Adapted from the 1942 movie starring Bing Crosby and Fred Astaire, the frothy jukebox tuner expands the film score to include such Berlin gems as "Steppin' Out With My Baby," "Blue Skies" and the showstopping "Shaking the Blues Away," a taptastic jump-rope number from director/choreographer Denis Jones, who re-creates his galvanizing choreography from the 2016 Broadway premiere.

That number, along with the snappy "Song of Freedom," elicited a sustained, ecstatic response during Wednesday's opening of the show, which benefits from some tweaking by book writers Gordon Greenberg and Chad Hodge, who excised an offensive blackface number and added a wisecracking handywoman.

"Holiday Inn" remains a formulaic tale about show biz and friendship, ambition and romance. But Jones' direction suggests a cheeky self-awareness. The cast -- led by ever-likable leads Michael Mahler and Johanna McKenzie Miller -- embrace those corny contrivances common in many classic musicals, and so do we. We're in on the joke and along for the thoroughly entertaining ride.

Mahler, an ideal everyman, plays Jim Hardy, one-third of a song-and-dance trio that includes his best friend Ted Hanover (Will Burton, an especially adroit dancer) and his best girl Lila Dixon (Kimberly Immanuel). Jim, having decided to retire from show business to run a farm he's purchased in Connecticut, proposes to Lila, who's less enthusiastic about giving up her career to milk cows and harvest crops.

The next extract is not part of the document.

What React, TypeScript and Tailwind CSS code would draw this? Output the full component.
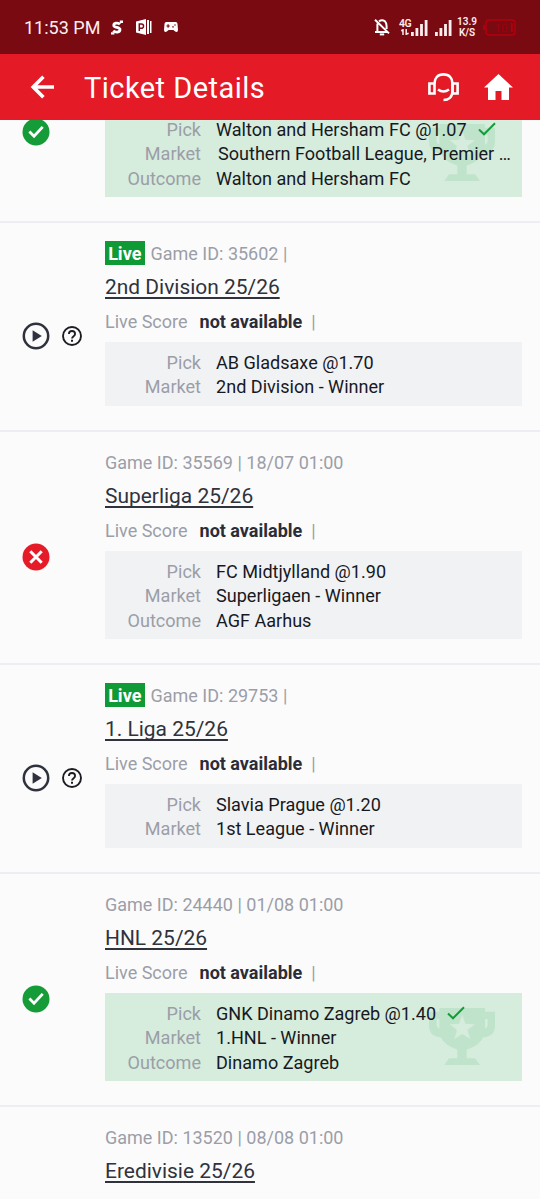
import React from 'react';

type Status = 'won' | 'lost' | 'live';

interface Selection {
    gameId?: string;
    title?: string;
    status?: Status;
    liveScore?: boolean;
    pick?: string;
    market?: string;
    outcome?: string;
    truncated?: boolean;
}

const selections: Selection[] = [
    {
        status: 'won',
        pick: 'Walton and Hersham FC @1.07',
        market: 'Southern Football League, Premier …',
        outcome: 'Walton and Hersham FC',
        truncated: true,
    },
    { gameId: '35602 |', title: '2nd Division 25/26', status: 'live', liveScore: true, pick: 'AB Gladsaxe @1.70', market: '2nd Division - Winner' },
    { gameId: '35569 | 18/07 01:00', title: 'Superliga 25/26', status: 'lost', liveScore: true, pick: 'FC Midtjylland @1.90', market: 'Superligaen - Winner', outcome: 'AGF Aarhus' },
    { gameId: '29753 |', title: '1. Liga 25/26', status: 'live', liveScore: true, pick: 'Slavia Prague @1.20', market: '1st League - Winner' },
    { gameId: '24440 | 01/08 01:00', title: 'HNL 25/26', status: 'won', liveScore: true, pick: 'GNK Dinamo Zagreb @1.40', market: '1.HNL - Winner', outcome: 'Dinamo Zagreb' },
    { gameId: '13520 | 08/08 01:00', title: 'Eredivisie 25/26' },
];

const TrophyIcon = () => (
    <svg viewBox="0 0 198 171" className="absolute right-[27px] top-[15px] h-[57px] w-[66px]" fill="#c0e4cb">
        <path
            fillRule="evenodd"
            d="M31 0H168V11H198V52Q198 86 163 88Q149 114 113 125V151H138L153 171H46L60 151H85V125Q49 114 35 88Q0 86 0 52V11H31ZM31 33H23V52Q23 60 31 62ZM168 33V62Q176 60 176 52V33ZM100 20L90 47L62 49L84 66L76 93L100 78L124 93L115 66L138 49L109 47Z"
        />
    </svg>
);

const StatusIcon: React.FC<{ status: Status }> = ({ status }) => {
    if (status === 'live') {
        return (
            <>
                <svg viewBox="0 0 28 28" className="size-7" fill="none">
                    <circle cx="14" cy="14" r="12.2" stroke="#2f323d" strokeWidth="2.5" />
                    <path d="M10.6 8.2V19.8L19.8 14Z" fill="#2f323d" />
                </svg>
                <svg viewBox="0 0 20 20" className="ml-3 size-5" fill="none" stroke="#1c1d22">
                    <circle cx="10" cy="10" r="9" strokeWidth="1.9" />
                    <path d="M6.9 8.1A3.1 3.1 0 0 1 13.1 8.1C13.1 10.1 10 10.3 10 12.6" strokeWidth="1.8" />
                    <path d="M10 13.8V15.7" strokeWidth="2" />
                </svg>
            </>
        );
    }
    return (
        <svg viewBox="0 0 28 28" className="size-7" fill="none" stroke="#fff">
            <circle cx="14" cy="14" r="13.5" fill={status === 'won' ? '#159b37' : '#e51c28'} stroke="none" />
            {status === 'won' ? (
                <path d="M7.4 13.6L12 18.2L20.7 8.9" strokeWidth="2.8" />
            ) : (
                <path d="M8.3 8.3L19.7 19.7M19.7 8.3L8.3 19.7" strokeWidth="3" />
            )}
        </svg>
    );
};

const DetailRow: React.FC<{ label: string; children: React.ReactNode }> = ({ label, children }) => (
    <div className="flex h-[24.5px] items-center whitespace-nowrap text-[18.07px]">
        <span className="w-24 shrink-0 text-right text-[#9b9ea8]">{label}</span>
        <span className="ml-[15px] flex items-center text-[#17191f]">{children}</span>
    </div>
);

const SelectionItem: React.FC<{ item: Selection }> = ({ item }) => (
    <li className="flex border-b-2 border-[#eceef2]">
        <div className={`flex w-[105px] shrink-0 items-center pl-[22px] ${item.liveScore ? 'pt-5' : 'pt-[18px]'}`}>
            {item.status && <StatusIcon status={item.status} />}
        </div>
        <div className="w-[417px] pt-[18.25px] pb-[24.25px]">
            <div className="flex h-6 items-center text-[#9b9ea8]">
                {item.status === 'live' && (
                    <span className="mr-1.5 flex h-6 w-[39.5px] items-center justify-center bg-[#109a36] font-bold text-white">Live</span>
                )}
                {item.gameId && <span>Game ID: {item.gameId}</span>}
            </div>
            <h2 className="h-[42px] pt-2 text-[20.95px] leading-[28px] text-[#30323c] underline decoration-[1.5px] underline-offset-[3px] [text-decoration-skip-ink:none]">
                {item.title}
            </h2>
            {item.liveScore && (
                <div className="flex h-[34.75px] items-start pt-[2.75px] leading-[24px] text-[#9b9ea8]">
                    <span>Live Score</span>
                    <b className="ml-3 text-[#2a2d38]">not available</b>
                    <span className="ml-[9px]">|</span>
                </div>
            )}
            {item.pick && (
                <div className={`relative pt-2 pb-[6.5px] ${item.status === 'won' ? 'bg-[#d6ecdc]' : 'bg-[#f1f2f4]'}`}>
                    {item.status === 'won' && <TrophyIcon />}
                    <div className="relative">
                        <DetailRow label="Pick">
                            {item.pick}
                            {item.status === 'won' && (
                                <svg viewBox="0 0 18 14" className="ml-[11px] h-3.5 w-[18px]" fill="none" stroke="#159b37" strokeWidth="2">
                                    <path d="M1 7.5L6 12.3L17 1.2" />
                                </svg>
                            )}
                        </DetailRow>
                        <DetailRow label="Market">
                            <span className={item.truncated ? 'ml-[2px]' : ''}>{item.market}</span>
                        </DetailRow>
                        {item.outcome && <DetailRow label="Outcome">{item.outcome}</DetailRow>}
                    </div>
                </div>
            )}
        </div>
    </li>
);

const SignalBars = () => (
    <svg viewBox="0 0 17 17" className="h-[17px] w-[17px]" fill="#fdeef0">
        <path d="M0 13H2.8V17H0ZM4.5 9H7.3V17H4.5ZM9.1 5H11.9V17H9.1ZM13.7 1H16.5V17H13.7Z" />
    </svg>
);

const StatusBar = () => (
    <div className="flex h-[54px] items-center bg-[#790a12] pl-6 text-[#fdeef0]">
        <span className="w-[87px] text-[18px]">11:53 PM</span>
        <svg viewBox="0 0 12 15" className="h-[15px] w-3" fill="none" stroke="#fff">
            <path d="M9 4.2C7 2.2 2.5 3 2.8 5.6C3 8 9 6.8 9 9.6C9 12.6 4.5 13 2.2 10.8" strokeWidth="2.8" />
            <path d="M8.8 1.8H12M0 13.4H3.4" strokeWidth="2.4" />
        </svg>
        <svg viewBox="0 0 16 16" className="ml-[13px] size-4">
            <path d="M0 2.4L10 0V16L0 13.6ZM11 1H13V15H11ZM14 2H15.5V14H14Z" fill="#fff" />
            <path d="M3.3 12V5H5.4A2.1 2.1 0 0 1 5.4 9.3H3.3" fill="none" stroke="#790a12" strokeWidth="1.5" />
        </svg>
        <svg viewBox="0 0 14 10" className="ml-[12px] h-2.5 w-3.5">
            <path d="M2.4 0H11.6Q13.6 0 13.6 3L14 8Q14 10 12.4 10Q11.4 10 9.4 8H4.6Q2.6 10 1.6 10Q0 10 0 8L.4 3Q.4 0 2.4 0Z" fill="#fff" />
            <path d="M2.4 4H5.8M4.1 2.3V5.7M8.2 4.8H9.8M10.2 3H11.8" stroke="#790a12" strokeWidth="1.2" />
        </svg>
        <svg viewBox="0 0 16 18" className="ml-[196px] h-[18px] w-4" fill="none" stroke="#fff" strokeWidth="2">
            <path d="M5 3.4Q8 1.2 11 3.4Q12.6 5 12.6 8V11M3.4 5.4V13.4M1 14H14M1 1.8L15 15.4" />
            <path d="M5.8 16.4H10.2" strokeWidth="2" />
        </svg>
        <div className="ml-[9px] mb-px w-[12px] text-[10.5px] font-semibold leading-[10px] tracking-[-0.4px]">
            <div>4G</div>
            <svg viewBox="0 0 8 6" className="ml-0.5 h-1.5 w-2" fill="none" stroke="#fdeef0" strokeWidth="1.5">
                <path d="M.2 1.8L2 .7V6M5.2 0V5.2L7.6 4.2" />
            </svg>
        </div>
        <SignalBars />
        <div className="ml-[7px] flex">
            <SignalBars />
        </div>
        <div className="ml-[5px] w-[20px] text-center text-[10px] font-semibold leading-[11px]">
            <div>13.9</div>
            <div>K/S</div>
        </div>
        <svg viewBox="0 0 33 17" className="ml-[6px] h-[17px] w-[33px]" fill="none" stroke="#b5000c" strokeWidth="1.4">
            <rect x="3" y="1" width="29" height="15" rx="3" />
            <path d="M1 6V11M28.8 4V13" strokeWidth="1.8" />
            <text x="11.5" y="12.7" fontSize="11.5" fill="#a0000b" stroke="none">10</text>
        </svg>
    </div>
);

const AppBar = () => (
    <div className="flex h-[66px] items-center bg-[#e51a27] pl-[30px] text-white">
        <svg viewBox="0 0 24 24" className="h-6 w-6" fill="none" stroke="#fff" strokeWidth="3.6">
            <path d="M24 12H3.4M13.4 1.8L3.2 12L13.4 22.2" />
        </svg>
        <h1 className="ml-[30px] w-[344px] pt-[3px] text-[29px] tracking-[0.45px]">Ticket Details</h1>
        <svg viewBox="0 0 31 29" className="h-[29px] w-[31px]" fill="none" stroke="#fff" strokeWidth="2.6">
            <path d="M6.5 10.5C6.5 5 10 1.4 15.5 1.4S24.5 5 24.5 10.5V18C24.5 24 20.5 27 15.5 27" />
            <path d="M6.5 10.5H1.4V20.5H6.5ZM24.5 10.5H29.6V20.5H24.5ZM10 16.5Q15.5 20.5 21 16.5" />
        </svg>
        <svg viewBox="0 0 29 26" className="ml-[25px] h-[26px] w-[29px]" fill="#fff">
            <path d="M14.5 0L29 13.6H25V26H17.5V17H11.5V26H4V13.6H0Z" />
        </svg>
    </div>
);

export default function App() {
    return (
        <div className="h-[1199px] w-[540px] overflow-hidden bg-[#fbfbfb] font-['Roboto',sans-serif] text-[18px]">
            <header className="relative z-10">
                <StatusBar />
                <AppBar />
            </header>
            <ul className="-mt-[95.45px]">
                {selections.map((item, index) => (
                    <SelectionItem key={index} item={item} />
                ))}
            </ul>
        </div>
    );
}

When agent Danny Reed (Lorenzo Rush Jr.) offers the trio a headlining tour, Lila and Ted accept, leaving Jim to tend to his increasingly insolvent homestead with help from Louise (a droll, engaging Marya Grandy), a self-described "fix-it man" and first-class quipster.

In an effort to save the farm, Jim and Louise decide to turn it into an inn and nightclub open only on holidays. As headliner, they enlist onetime aspiring performer turned schoolteacher Linda Mason (a sweet, gracious Miller), whose family owned the farm before Jim. The two embark on a romance that's threatened by Ted. After Lila jilts him for a Texas millionaire, Ted arrives at the inn seeking a new partner and sets his sights on Linda.

The characters are thinly drawn and the intersecting romantic plots overly complicated. Male characters' penchant for making unilateral decisions for female characters is troubling and can't be absolved by attributing the behavior to a bygone era. But the score overall is a delight, especially the signature "White Christmas," which is simply and affectionately sung by Mahler and Miller.

Christmas isn't the only holiday they celebrate at "Holiday Inn," running through Jan. 6 at Marriott Theatre in Lincolnshire. - Courtesy of Liz Lauren

The acting and singing is solid, as is conductor Patti Garwood's always reliable orchestra. The costumes are lovely, and the "Easter Parade" hats made from baskets, watering cans and an umbrella are amusing.

But it's the dancing that dazzles. Jones' classic choreography pays homage to the 1940s. But its wit and vigor reflects a modern sensibility that's evident in the rousing "Shaking the Blues Away," the sly "Steppin' Out With My Baby" (with its fleeting Beyoncé reference) and "Heat Wave," in which Ted mimes playing bongos on Lila's behind.

I promise it'll put a smile on your face. And really, what more could you want?